Note that the test statistic is represented by a capital T in the source code.
This example comes from the Wikipedia page on the Wilcoxon signed-rank test:
group_1 = [110, 122, 125, 120, 140, 124, 123, 137, 135, 145]
group_2 = [125, 115, 130, 140, 140, 115, 140, 125, 140, 135]
statistic, pvalue = stats.wilcoxon(group_1, group_2)
print(f'Test statistic = {statistic}, p = {pvalue:.3f}')
## Test statistic = 18.0, p = 0.633
It’s worth noting that we get the same answer regardless of the order of the groups:
# Swapping group 1 and 2
statistic, pvalue = stats.wilcoxon(group_2, group_1)
print(f'Test statistic = {statistic}, p = {pvalue:.3f}')
## Test statistic = 18.0, p = 0.633
We also get the same answer if we just use the differences between the values instead of the values themselves:
import numpy as np
diffs = np.array(group_2) - np.array(group_1)
statistic, pvalue = stats.wilcoxon(diffs)
print(f'Test statistic = {statistic}, p = {pvalue:.3f}')
## Test statistic = 18.0, p = 0.633
Confusingly, these answers do not match those given by Wikipedia’s worked example: that test statistic (referred to as \(W\)) has a value of 9 compared to SciPy’s test statistic (referred to as \(T\)) which has a value of 18. The p-values are also different: 0.6113 vs 0.633.
The DATAtab page about the Wilcoxon signed-rank test mentions that there are different ways to calculate the test statistic using the sums of the positive ranks (\(T^+\)) and the sums of the negative ranks (\(T^-\)). It appears that SciPy is using the minimum of the two whereas Wikipedia is using the (signed) sum of the two:
In Example 1, the two negative differences that appear in the data (-48 and -67) rank 10th and 14th in magnitude out of the 15 differences respectively, thus \(T^- = 10 + 14 = 24\) which is smaller than \(T^+\) and which is thus used as the value of the test statistic \(T\). Similarly, in Example 2, we have \(T^- = 3 + 4 + 5 + 6 = 18\) and \(T^+ = 1.5 + 1.5 + 7 + 8 + 9 = 27\) so SciPy uses \(T = T^- = 18\) and Wikipedia uses \(W = 27 - 18 = 9\) for the test statistic.
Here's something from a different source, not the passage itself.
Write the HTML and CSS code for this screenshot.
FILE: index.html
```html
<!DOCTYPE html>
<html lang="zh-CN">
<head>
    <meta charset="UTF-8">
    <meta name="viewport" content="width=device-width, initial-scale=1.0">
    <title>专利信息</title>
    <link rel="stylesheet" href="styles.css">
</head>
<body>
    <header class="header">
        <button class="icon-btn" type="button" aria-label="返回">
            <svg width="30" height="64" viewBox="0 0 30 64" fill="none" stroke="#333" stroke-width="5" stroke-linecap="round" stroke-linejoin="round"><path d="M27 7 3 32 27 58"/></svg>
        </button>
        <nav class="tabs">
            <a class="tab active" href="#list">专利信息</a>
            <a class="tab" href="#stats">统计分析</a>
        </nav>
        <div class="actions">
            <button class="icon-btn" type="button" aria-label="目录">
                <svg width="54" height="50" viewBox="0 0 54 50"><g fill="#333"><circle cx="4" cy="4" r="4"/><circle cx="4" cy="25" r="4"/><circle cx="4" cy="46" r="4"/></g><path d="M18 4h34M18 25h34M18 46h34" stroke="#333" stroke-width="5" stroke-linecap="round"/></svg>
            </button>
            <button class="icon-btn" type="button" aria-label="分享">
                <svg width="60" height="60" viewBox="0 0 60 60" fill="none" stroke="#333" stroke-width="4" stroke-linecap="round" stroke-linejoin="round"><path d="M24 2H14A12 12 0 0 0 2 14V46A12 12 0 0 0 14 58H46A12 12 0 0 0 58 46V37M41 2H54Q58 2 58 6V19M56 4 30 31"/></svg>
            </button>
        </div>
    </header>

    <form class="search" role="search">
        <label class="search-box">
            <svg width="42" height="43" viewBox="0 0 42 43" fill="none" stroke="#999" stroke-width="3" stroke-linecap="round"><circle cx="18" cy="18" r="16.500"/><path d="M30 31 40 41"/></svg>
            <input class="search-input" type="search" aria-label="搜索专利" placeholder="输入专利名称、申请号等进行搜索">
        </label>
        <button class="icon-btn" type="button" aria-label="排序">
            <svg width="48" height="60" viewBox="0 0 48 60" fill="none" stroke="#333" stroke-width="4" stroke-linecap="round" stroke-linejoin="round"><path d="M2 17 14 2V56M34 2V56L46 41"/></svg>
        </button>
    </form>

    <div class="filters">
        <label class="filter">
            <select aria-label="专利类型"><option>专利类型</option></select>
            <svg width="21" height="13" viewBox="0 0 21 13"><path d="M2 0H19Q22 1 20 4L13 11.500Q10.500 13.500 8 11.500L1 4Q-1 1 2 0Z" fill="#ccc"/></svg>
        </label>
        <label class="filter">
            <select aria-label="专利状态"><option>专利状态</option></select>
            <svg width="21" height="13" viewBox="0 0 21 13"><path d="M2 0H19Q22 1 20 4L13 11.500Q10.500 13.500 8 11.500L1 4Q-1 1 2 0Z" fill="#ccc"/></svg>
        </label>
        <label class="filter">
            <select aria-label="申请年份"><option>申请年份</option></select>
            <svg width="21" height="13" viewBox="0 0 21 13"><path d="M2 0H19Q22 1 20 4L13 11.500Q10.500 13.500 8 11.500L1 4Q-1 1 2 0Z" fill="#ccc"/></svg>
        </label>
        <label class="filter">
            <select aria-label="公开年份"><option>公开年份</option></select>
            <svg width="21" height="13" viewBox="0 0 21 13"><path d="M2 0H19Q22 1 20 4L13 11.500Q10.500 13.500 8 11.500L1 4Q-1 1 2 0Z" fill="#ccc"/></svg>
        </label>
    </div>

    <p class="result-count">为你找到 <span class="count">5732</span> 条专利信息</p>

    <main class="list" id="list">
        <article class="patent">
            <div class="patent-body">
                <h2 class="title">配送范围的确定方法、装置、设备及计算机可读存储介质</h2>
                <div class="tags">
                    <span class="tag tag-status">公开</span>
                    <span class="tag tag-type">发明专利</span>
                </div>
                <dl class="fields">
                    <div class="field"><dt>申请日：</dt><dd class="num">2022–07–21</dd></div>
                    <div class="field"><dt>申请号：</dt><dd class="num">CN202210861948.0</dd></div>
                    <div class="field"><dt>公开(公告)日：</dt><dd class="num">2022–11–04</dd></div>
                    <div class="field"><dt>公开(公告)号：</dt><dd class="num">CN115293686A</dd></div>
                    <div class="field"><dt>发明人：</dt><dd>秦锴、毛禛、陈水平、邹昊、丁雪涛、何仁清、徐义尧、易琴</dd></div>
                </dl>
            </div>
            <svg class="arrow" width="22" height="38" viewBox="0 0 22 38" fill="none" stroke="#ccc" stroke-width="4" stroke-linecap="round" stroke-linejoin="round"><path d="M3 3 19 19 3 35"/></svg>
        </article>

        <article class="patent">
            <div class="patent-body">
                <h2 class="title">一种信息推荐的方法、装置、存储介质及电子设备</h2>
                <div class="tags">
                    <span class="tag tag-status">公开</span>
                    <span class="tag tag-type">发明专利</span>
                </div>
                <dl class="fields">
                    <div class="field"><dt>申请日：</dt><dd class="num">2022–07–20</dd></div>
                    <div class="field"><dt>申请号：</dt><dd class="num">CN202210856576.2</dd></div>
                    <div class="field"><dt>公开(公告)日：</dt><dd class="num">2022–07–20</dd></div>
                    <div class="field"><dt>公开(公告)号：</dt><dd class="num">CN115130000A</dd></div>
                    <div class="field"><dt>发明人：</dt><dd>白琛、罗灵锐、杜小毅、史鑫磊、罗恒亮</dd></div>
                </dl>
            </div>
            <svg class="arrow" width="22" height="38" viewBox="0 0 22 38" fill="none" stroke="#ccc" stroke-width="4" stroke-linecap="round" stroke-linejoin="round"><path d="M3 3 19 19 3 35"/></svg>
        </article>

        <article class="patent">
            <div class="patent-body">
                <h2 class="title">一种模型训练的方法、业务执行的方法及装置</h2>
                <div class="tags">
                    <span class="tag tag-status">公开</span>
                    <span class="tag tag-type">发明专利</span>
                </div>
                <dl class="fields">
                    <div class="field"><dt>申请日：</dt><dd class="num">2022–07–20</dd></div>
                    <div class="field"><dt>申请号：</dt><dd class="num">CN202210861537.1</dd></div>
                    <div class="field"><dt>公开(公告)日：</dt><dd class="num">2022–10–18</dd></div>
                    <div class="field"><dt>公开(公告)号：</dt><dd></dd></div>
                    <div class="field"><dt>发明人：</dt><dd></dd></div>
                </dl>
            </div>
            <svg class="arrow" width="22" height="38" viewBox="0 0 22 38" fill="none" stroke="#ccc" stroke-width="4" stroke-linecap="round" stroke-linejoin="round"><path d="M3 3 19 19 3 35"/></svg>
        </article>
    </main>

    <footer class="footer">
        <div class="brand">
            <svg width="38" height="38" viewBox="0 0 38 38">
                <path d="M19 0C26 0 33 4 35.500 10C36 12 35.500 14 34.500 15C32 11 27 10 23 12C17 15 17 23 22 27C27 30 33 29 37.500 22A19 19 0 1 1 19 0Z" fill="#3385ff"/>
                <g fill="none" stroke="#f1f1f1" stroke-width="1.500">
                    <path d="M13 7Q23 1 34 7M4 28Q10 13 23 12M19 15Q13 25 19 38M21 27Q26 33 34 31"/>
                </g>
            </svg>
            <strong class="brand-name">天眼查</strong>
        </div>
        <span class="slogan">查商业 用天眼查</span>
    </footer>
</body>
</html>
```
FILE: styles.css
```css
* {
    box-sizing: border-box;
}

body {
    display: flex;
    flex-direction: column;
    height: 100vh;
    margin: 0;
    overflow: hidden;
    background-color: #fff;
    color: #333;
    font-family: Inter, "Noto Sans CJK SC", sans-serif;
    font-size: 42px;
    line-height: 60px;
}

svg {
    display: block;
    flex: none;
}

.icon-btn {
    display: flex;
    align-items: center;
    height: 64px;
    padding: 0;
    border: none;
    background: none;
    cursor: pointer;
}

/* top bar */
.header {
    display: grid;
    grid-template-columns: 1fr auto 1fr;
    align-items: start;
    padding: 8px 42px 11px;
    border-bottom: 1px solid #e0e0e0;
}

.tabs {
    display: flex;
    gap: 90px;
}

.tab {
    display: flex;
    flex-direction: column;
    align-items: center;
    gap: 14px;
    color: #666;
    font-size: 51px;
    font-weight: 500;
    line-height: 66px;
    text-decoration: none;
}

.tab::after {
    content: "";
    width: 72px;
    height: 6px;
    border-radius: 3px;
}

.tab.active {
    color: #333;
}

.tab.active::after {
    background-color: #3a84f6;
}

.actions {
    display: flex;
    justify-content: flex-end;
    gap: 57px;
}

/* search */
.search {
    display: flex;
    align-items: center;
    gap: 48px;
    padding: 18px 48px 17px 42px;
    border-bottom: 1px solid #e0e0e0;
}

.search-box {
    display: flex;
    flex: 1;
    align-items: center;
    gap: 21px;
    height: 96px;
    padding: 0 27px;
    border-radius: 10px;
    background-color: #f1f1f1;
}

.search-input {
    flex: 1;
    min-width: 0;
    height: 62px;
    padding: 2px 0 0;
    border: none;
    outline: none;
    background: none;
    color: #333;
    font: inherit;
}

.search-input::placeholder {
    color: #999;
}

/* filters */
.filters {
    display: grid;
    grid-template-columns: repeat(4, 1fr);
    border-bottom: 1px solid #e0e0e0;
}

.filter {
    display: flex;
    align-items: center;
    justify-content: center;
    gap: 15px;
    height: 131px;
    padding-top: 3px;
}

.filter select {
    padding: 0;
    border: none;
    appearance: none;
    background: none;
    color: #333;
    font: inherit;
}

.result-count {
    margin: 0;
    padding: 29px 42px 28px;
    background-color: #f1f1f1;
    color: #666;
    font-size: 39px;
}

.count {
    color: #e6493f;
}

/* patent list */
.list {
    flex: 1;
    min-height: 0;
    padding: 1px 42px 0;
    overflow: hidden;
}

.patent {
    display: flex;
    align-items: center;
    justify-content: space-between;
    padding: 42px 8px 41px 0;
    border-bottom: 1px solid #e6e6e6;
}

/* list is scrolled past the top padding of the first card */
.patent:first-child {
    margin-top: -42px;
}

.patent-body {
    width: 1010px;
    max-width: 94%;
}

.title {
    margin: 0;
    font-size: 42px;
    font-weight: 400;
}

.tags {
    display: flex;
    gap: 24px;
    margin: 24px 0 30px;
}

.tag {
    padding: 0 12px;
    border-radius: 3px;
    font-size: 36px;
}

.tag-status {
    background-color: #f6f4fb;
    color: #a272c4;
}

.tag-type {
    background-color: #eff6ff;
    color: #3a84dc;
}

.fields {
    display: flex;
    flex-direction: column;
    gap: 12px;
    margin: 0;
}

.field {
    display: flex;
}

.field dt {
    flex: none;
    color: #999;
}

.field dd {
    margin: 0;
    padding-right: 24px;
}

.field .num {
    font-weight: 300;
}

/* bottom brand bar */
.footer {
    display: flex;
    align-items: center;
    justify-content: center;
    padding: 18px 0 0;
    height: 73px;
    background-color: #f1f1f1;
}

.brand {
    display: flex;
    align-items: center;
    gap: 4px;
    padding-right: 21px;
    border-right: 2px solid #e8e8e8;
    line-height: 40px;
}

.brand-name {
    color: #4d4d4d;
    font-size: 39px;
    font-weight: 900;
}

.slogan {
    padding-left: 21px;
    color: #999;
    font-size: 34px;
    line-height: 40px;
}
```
This explains the discrepancy in the values of the test statistics
but not in the p-values. Both this
answer on Stack Overflow and this
online calculator suggest that the solution is \(p = 0.594\) (note that the online
calculator uses \(W\) as their symbol
for the test statistic but still with a value of 18 - inconsistent with
both SciPy and Wikipedia - and that their answer of \(z = 0.5331\) needs to be converted to \(p = 0.594\) via
stats.norm.sf(abs(-0.5331)) * 2
). This result can be
replicated with SciPy by using the “asymptotic” method for calculating
the p-value:
statistic, pvalue = stats.wilcoxon(diffs, method='asymptotic')
print(f'Test statistic = {statistic}, p = {pvalue:.3f}')
## Test statistic = 18.0, p = 0.594
This method='asymptotic'
option is one of three provided
by SciPy, along with method='exact'
and
method='auto'
. In general, 'asymptotic'
is
better for large sample sizes while 'exact'
is better for
small sample sizes, but this is something that is affected by the number
of ties (multiple pairs of data points with the same numerical
difference) and zeros (pairs of data points with the same value).
Fortunately, the third option - 'auto'
- will
automatically choose the best method out of the two for your
data, and this is the default option.
In conclusion, it is sufficient to use SciPy’s implementation of the Wilcoxon signed-rank test as has been used in the two examples above. It uses a slightly different test statistic and thus will have a slightly different p-value compared to the method used on the Wikipedia page, but the difference is small and the method is still valid.